# Summarization of old records



## smeetze (Jun 30, 2010)

If you are a specialist and you review old records from a patients PCP, in order to get credit for it, do you have to summarize the entire record that is sent by the PCP or just the pertinent information that pertains to why the patient is being sent to you (your specialty)? 

I am just trying to figure out if you have to summarize the entire record from the PCP. If so that could possible be a few pages just in summarization.

Thanks for any help on clarification!


----------



## FTessaBartels (Jul 1, 2010)

*Pertinent*

I would give credit for pertinent info only.

E.g.  Patient has a lesion on finger. Pt has seen PCP twice for this, with cryo treatment, but lesion returns. Pt now goes to see a dermatologist and that specialist requests medical records. If the specialist isn't specific in his/her request it's possible that the PCP office will send EVERYTHING. (I personally have had the same CPC since 1972!)  Does the dermatologist really care that the patient had bronchitis in 1983?  Is the dermatologist even going to read past the note where the lesion is first noted? No and not likely. 

Hope that helps.

F Tessa Bartels, CPC, CEMC


----------



## smeetze (Jul 13, 2010)

Thanks Tessa!
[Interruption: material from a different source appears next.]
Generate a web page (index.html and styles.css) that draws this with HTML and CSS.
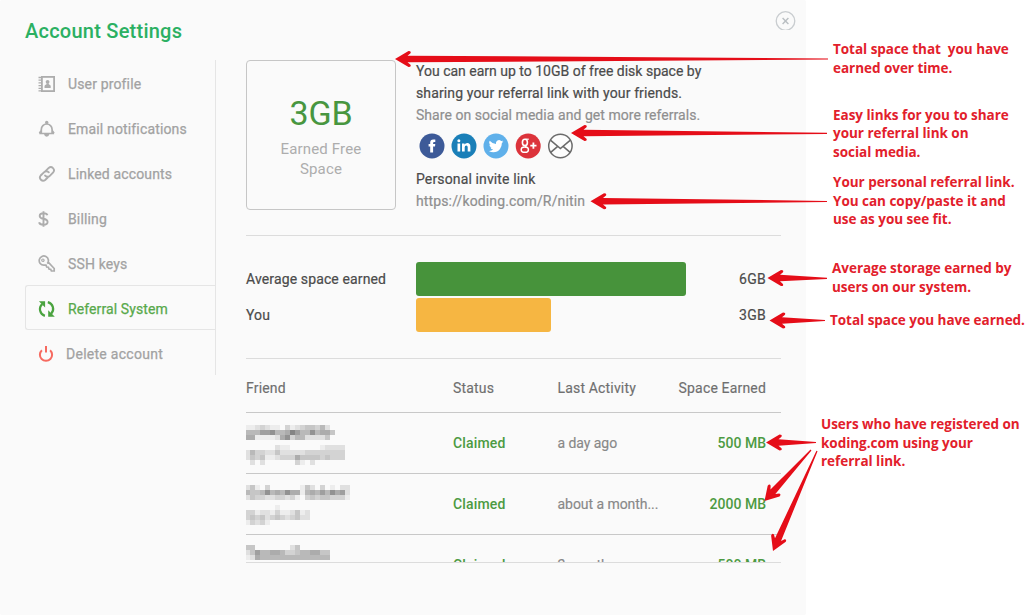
FILE: index.html
```
<!DOCTYPE html>
<html lang="en">
<head>
<meta charset="utf-8">
<title>Account Settings</title>
<link rel="stylesheet" href="styles.css">
</head>
<body>
<div class="page">
  <section class="modal">
    <header class="modal-head">
      <h1>Account Settings</h1>
      <svg class="close" width="21" height="19" viewBox="0 0 21 19"><circle cx="10.5" cy="10" r="9.3" fill="none" stroke="#c9cdd0" stroke-width="1.3"/><path d="M7.6 7.1l5.8 5.8M13.4 7.1l-5.8 5.8" stroke="#b9bec2" stroke-width="1.4"/></svg>
    </header>
    <div class="modal-body">
      <nav class="side">
        <a><svg width="18" height="18" viewBox="0 0 18 18"><rect x="3.9" y="1.9" width="12.2" height="14.2" fill="none" stroke="#adadad" stroke-width="1.8"/><path d="M0.5 2.5h3M0.5 5.2h3M0.5 7.9h3M0.5 10.6h3M0.5 13.3h3M0.5 15.9h3" stroke="#adadad" stroke-width="1.3"/><circle cx="9.6" cy="6.8" r="1.9" fill="#adadad"/><path d="M6.5 13v-2q.3-1.3 1.8-1.4l.4-1.4h1.900l.4 1.400q1.500.1 1.700 1.400v2z" fill="#adadad"/></svg><span>User profile</span></a>
        <a><svg width="18" height="18" viewBox="0 0 18 18"><path d="M1.300 13.500h14.800M3.300 13v-3.600a5.400 5.400 0 0 1 10.800 0V13M3.300 10.500L1.400 13.300M14.100 10.500l1.900 2.800" fill="none" stroke="#adadad" stroke-width="1.700"/><circle cx="8.700" cy="2.500" r="1.700" fill="#adadad"/><path d="M6 14h5.400q-.6 2.800-2.700 2.800T6 14z" fill="#adadad"/></svg><span>Email notifications</span></a>
        <a><svg width="18" height="18" viewBox="0 0 18 18"><g fill="none" stroke="#adadad" stroke-width="1.900" stroke-linecap="round"><path d="M8 5.600l2.700-2.700a3.200 3.200 0 0 1 4.500 4.500l-3.400 3.400a3.200 3.200 0 0 1-4.700-.2"/><path d="M9.700 12.500L7.200 15a3.200 3.200 0 0 1-4.500-4.500l3.500-3.400a3.200 3.200 0 0 1 4.600.2"/></g></svg><span>Linked accounts</span></a>
        <a><svg width="18" height="18" viewBox="0 0 18 18"><path d="M9.400 5.200Q8.800 3.300 5.600 3.300 1.700 3.400 1.700 6q0 2.100 3.600 2.800 4.300.8 4.300 3.200 0 2.700-4.200 2.700-3.800 0-4.300-2.500M5.500 1.200v15.500" fill="none" stroke="#adadad" stroke-width="1.900"/></svg><span>Billing</span></a>
        <a><svg width="18" height="18" viewBox="0 0 18 18"><path d="M9.300 8.600A4.600 4.600 0 1 0 5.800 10.200L8 10.200 8.700 12 10.400 12.200 11 14 12.700 14.300 13.400 16H16.200V13.500L10.200 7.200" fill="none" stroke="#adadad" stroke-width="1.700"/><circle cx="4.900" cy="5.200" r="1.200" fill="none" stroke="#adadad" stroke-width="1.200"/></svg><span>SSH keys</span></a>
        <a class="active"><svg width="18" height="18" viewBox="0 0 18 18"><path d="M6.900 15.900A7 7 0 0 1 4.200 4.100M9.800 2.100A7 7 0 0 1 13.200 13.700" fill="none" stroke="#4aa33f" stroke-width="2.200"/><path d="M.9 1.300h6.200v6.200zM16.800 16.700h-6.600V10.300z" fill="#4aa33f"/></svg><span>Referral System</span></a>
        <a class="delete"><svg width="18" height="18" viewBox="0 0 18 18"><path d="M3.900 5.200a6.100 6.100 0 1 0 8.200 0M8 1v6.500" fill="none" stroke="#f66a60" stroke-width="2"/></svg><span>Delete account</span></a>
      </nav>
      <main class="main">
        <div class="top">
          <div class="earned"><strong>3GB</strong><span>Earned Free<br>Space</span></div>
          <div class="share">
            <p class="l1">You can earn up to 10GB of free disk space by</p>
            <p>sharing your referral link with your friends.</p>
            <p class="muted l3">Share on social media and get more referrals.</p>
            <div class="social">
              <svg viewBox="0 0 26 26"><circle cx="13" cy="13" r="12.500" fill="#3d5a98"/><path d="M11.200 19.400v-5.800H9.600v-2.500h1.600V9.500q0-3.100 3.100-3.100h2V9h-1.200q-1 0-1 .9v1.200h2.200l-.3 2.500h-1.900v5.800z" fill="#fff"/></svg>
              <svg viewBox="0 0 26 26"><circle cx="13" cy="13" r="12.500" fill="#1a7fb8"/><path d="M6.500 10.400h2.700v8H6.500zM11 10.400h2.500v1.200q.9-1.500 2.800-1.500 3.100 0 3.100 3.600v4.700h-2.700v-4.200q0-1.800-1.400-1.800-1.600 0-1.600 1.900v4.100H11z" fill="#fff"/><circle cx="7.850" cy="7.800" r="1.500" fill="#fff"/></svg>
              <svg viewBox="0 0 26 26"><circle cx="13" cy="13" r="12.500" fill="#5fb0ea"/><path d="M20.400 8.600q-.8.400-1.700.5.900-.6 1.300-1.700-.9.500-1.900.7A3 3 0 0 0 13 10.900Q9.300 10.700 6.700 7.700q-1.400 2.500.9 4.100-.7 0-1.300-.4.100 2.400 2.400 3-.7.200-1.300.1.600 1.900 2.800 2.100-1.900 1.500-4.400 1.300 2.200 1.300 4.600 1.300 4.200 0 6.600-3.200 1.900-2.600 1.900-5.900.9-.6 1.500-1.500z" fill="#fff"/></svg>
              <svg viewBox="0 0 26 26"><circle cx="13.200" cy="13" r="12.500" fill="#dc333b"/><g fill="none" stroke="#fff"><ellipse cx="9.900" cy="9.400" rx="2.500" ry="3.100" stroke-width="1.600"/><path d="M10.500 6.200h3.300" stroke-width="1.200"/><path d="M11 12.300q-1.200 1 .4 2" stroke-width="1.500"/><ellipse cx="9.800" cy="16.700" rx="3.600" ry="2.600" stroke-width="1.500"/><path d="M15.300 12.700h6.200M18.400 9.600v6.200" stroke-width="1.800"/></g></svg>
              <svg viewBox="0 0 26 26"><circle cx="13.400" cy="13" r="11.700" fill="#fdfdfd" stroke="#6b6b6b" stroke-width="1.500"/><path d="M3.700 7.300l9.700 8.200 9.700-8.200M3.700 19.300l7-6M23.100 19.300l-7-6" fill="none" stroke="#6b6b6b" stroke-width="1.600"/></svg>
            </div>
            <p>Personal invite link</p>
            <p class="muted">https://koding.com/R/nitin</p>
          </div>
        </div>
        <div class="bars">
          <div class="bar-row"><span class="bar-label">Average space earned</span><span class="track"><i class="bar green" style="width:270px"></i></span><span class="amount">6GB</span></div>
          <div class="bar-row"><span class="bar-label">You</span><span class="track"><i class="bar amber" style="width:135px"></i></span><span class="amount">3GB</span></div>
        </div>
        <div class="row thead"><span>Friend</span><span>Status</span><span>Last Activity</span><span class="right">Space Earned</span></div>
        <div class="tbody">
          <div class="row"><svg class="mosaic r1" width="110" height="40"></svg><b>Claimed</b><span class="when">a day ago</span><b class="right">500 MB</b></div>
          <div class="row"><svg class="mosaic r2" width="110" height="40"></svg><b>Claimed</b><span class="when">about a month...</span><b class="right">2000 MB</b></div>
          <div class="row"><svg class="mosaic r3" width="110" height="40"></svg><b>Claimed</b><span class="when">2 months ago</span><b class="right">500 MB</b></div>
        </div>
      </main>
    </div>
  </section>
  <aside class="notes">
    <p class="n1">Total space that  you have
earned over time.</p>
    <p class="n2">Easy links for you to share
your referral link on
social media.</p>
    <p class="n3">Your personal referral link.
You can copy/paste it and
use as you see fit.</p>
    <p class="n4">Average storage earned by
users on our system.</p>
    <p class="n5">Total space you have earned.</p>
    <p class="n6">Users who have registered on
koding.com using your
referral link.</p>
  </aside>
  <svg class="arrows" width="1030" height="615"></svg>
</div>
<script src="draw.js"></script>
</body>
</html>
```
FILE: styles.css
```
* { box-sizing: border-box; }
body { margin: 0; background: #fff; font-family: Roboto, "Liberation Sans", sans-serif; font-size: 14px; letter-spacing: .13px; color: #4b4b4b; }
h1, p { margin: 0; }
.page { position: relative; display: flex; width: 1030px; height: 615px; overflow: hidden; }
.modal { width: 806px; height: 615px; background: #fafafa; border-radius: 2px; }
.modal-head { display: flex; justify-content: space-between; height: 60px; padding: 11px 10px 0 25px; }
h1 { font-size: 20px; line-height: 40px; font-weight: 500; color: #2bb062; letter-spacing: .24px; }
.close { display: block; }
.modal-body { display: flex; padding-left: 25px; }

.side { width: 191px; height: 315px; border-right: 1px solid #e5e5e5; }
.side a { display: flex; align-items: center; height: 45px; padding: 2px 0 0 13px; color: #a2a2a2; -webkit-text-stroke: .25px; letter-spacing: .15px; }
.side svg { margin-right: 12px; }
.side a.active { border: 1px solid #e5e5e5; border-right: 0; border-radius: 3px 0 0 3px; padding-left: 12px; color: #58a94b; letter-spacing: .1px; }
.side .delete svg { margin-right: 10px; }
.side .delete { letter-spacing: .27px; }

.main { width: 535px; margin-left: 30px; }
.top { display: flex; height: 176px; border-bottom: 1px solid #dcdcdc; }
.earned { width: 150px; height: 150px; border: 1px solid #c6c6c6; border-radius: 4px; display: flex; flex-direction: column; align-items: center; text-align: center; padding-top: 32px; }
.earned strong { font-size: 34px; line-height: 40px; font-weight: 400; color: #48963f; letter-spacing: -.1px; }
.earned span { margin-top: 6px; font-size: 15px; line-height: 20px; color: #adadad; letter-spacing: .15px; }
.share { margin-left: 20px; line-height: 22px; -webkit-text-stroke: .2px; }
.share .l1 { letter-spacing: 0; }
.share .l3 { letter-spacing: .05px; }
.muted { color: #8f8f8f; }
.social { display: flex; gap: 6.200px; height: 26px; margin: 7px 0 9px 2.500px; }
.social svg { width: 26px; height: 26px; }

.bars { height: 123px; padding-top: 26px; border-bottom: 1px solid #dcdcdc; display: flex; flex-direction: column; gap: 2px; -webkit-text-stroke: .2px; }
.bar-row { display: flex; align-items: center; height: 34px; padding-right: 15px; }
.bar-label { width: 170px; }
.track { flex: 1; }
.bar { display: block; height: 34px; border-radius: 3px; }
.green { background: #47933b; }
.amber { background: #f6b642; }
.amount { letter-spacing: .25px; }

.row { display: grid; grid-template-columns: 207px 104.500px 80px 1fr; align-items: center; height: 61px; padding-right: 15px; border-bottom: 1px solid #c8c8c8; white-space: nowrap; }
.thead { height: 54px; padding-bottom: 0; padding-top: 4px; color: #6f6f6f; letter-spacing: .17px; -webkit-text-stroke: .15px; }
.right { text-align: right; }
.row b { font-weight: 500; color: #4c9a42; letter-spacing: .15px; }
.row b.right { letter-spacing: 0; }
.when { color: #888; letter-spacing: -.05px; -webkit-text-stroke: .15px; }
.tbody { height: 150px; overflow: hidden; border-bottom: 1px solid #dcdcdc; }
.mosaic { display: block; align-self: start; margin-left: -1px; shape-rendering: crispEdges; }
.r1 { margin-top: 12px; }
.r2 { margin-top: 11px; }
.r3 { margin-top: 10px; }

.notes { flex: 1; padding: 40px 0 0 15px; font: 700 13.500px/18.500px "Open Sans", "Noto Sans", sans-serif; color: #e2202b; letter-spacing: -.03px; }
.notes p { white-space: pre; }
.n1, .n2, .n3 { padding-left: 12px; }
.n2 { margin-top: 28.500px; }
.n3 { margin-top: 12px; }
.n4 { margin-top: 30.500px; padding-left: 11px; }
.n5 { margin-top: 14.500px; padding-left: 9px; }
.n6 { margin-top: 86px; }
.arrows { position: absolute; left: 0; top: 0; pointer-events: none; }
```
FILE: draw.js
```
const NS = "http://www.w3.org/2000/svg";
function add(parent, tag, attrs) {
  const el = document.createElementNS(NS, tag);
  for (const k in attrs) el.setAttribute(k, attrs[k]);
  parent.appendChild(el);
}

// Pixelated names: one digit per 5px cell, higher is darker.
const names = {
  r1: ["112321103123443520", "555778556975585664", "661111268355222240", "", "00000021100000012222", "25332242222233333333", "24341123336444434333", "0202000000310200"],
  r2: ["241030000001420301022", "544585658661565758672", "243322332310343443331", "", "0000001", "3312213112412", "3434234323422", "13231"],
  r3: ["44000000024000000", "24755665334556644", "12655555555555555"]
};
for (const id in names) {
  const svg = document.querySelector("." + id);
  names[id].forEach((line, y) => [...line].forEach((d, x) => {
    const v = 250 - d * 13;
    if (+d) add(svg, "rect", { x: x * 5, y: y * 5, width: 5, height: 5, fill: `rgb(${v},${v},${v})` });
  }));
}

// Tapered callout arrows: tip x, tip y, tail x, tail y.
const arrows = [[395, 59, 828, 59], [571, 133, 827, 133.3], [590.5, 201.3, 827, 201.5], [767.5, 278, 827, 278.3], [769.5, 320.5, 825, 320.5], [766, 442.5, 816, 442.5], [764.5, 501, 811, 450], [773, 551, 817, 451]];
const layer = document.querySelector(".arrows");
for (const [x, y, tx, ty] of arrows) {
  const len = Math.hypot(tx - x, ty - y), a = Math.atan2(ty - y, tx - x) * 180 / Math.PI;
  add(layer, "path", {
    d: `M0 0L13.500 -8Q16.500 -8 15.500 -5.800L12.500 -3.300L${len} -.6V.6L12.500 3.300L15.500 5.800Q16.500 8 13.500 8Z`,
    fill: "#e50d18", transform: `translate(${x} ${y}) rotate(${a})`
  });
}
```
That does help and makes sense to me!

SMeetze


----------



## Love Coding! (Jul 14, 2010)

*Hello Tessa*

I also have a question in regards to "Summarization of old records", our patients bring their records with them when they are a new patient.  We specialize in Nephrology.  My question is, included with that they have labs that were previously done and ultrasounds that were previously done.  Would all this information be bundled together under that statement?  Or would the physician get 1 data point for reviewing tests under the radiology section and 1 data point for reviewing clinical lab results?

Thank you 

dscoder74


----------



## FTessaBartels (Sep 29, 2010)

*Depends*

If a patient shows up with ALL his/her medical records, I'd be inclined to give credit only for summarizing old records.

I'm guessing that for a new patient YOUR doctor will want to order a new set of labs or ultrasounds - he gets 1 point for ordering OR reviewing, so that would cover that data point.

Hope that makes sense.

F Tessa Bartels, CPC, CEMC


----------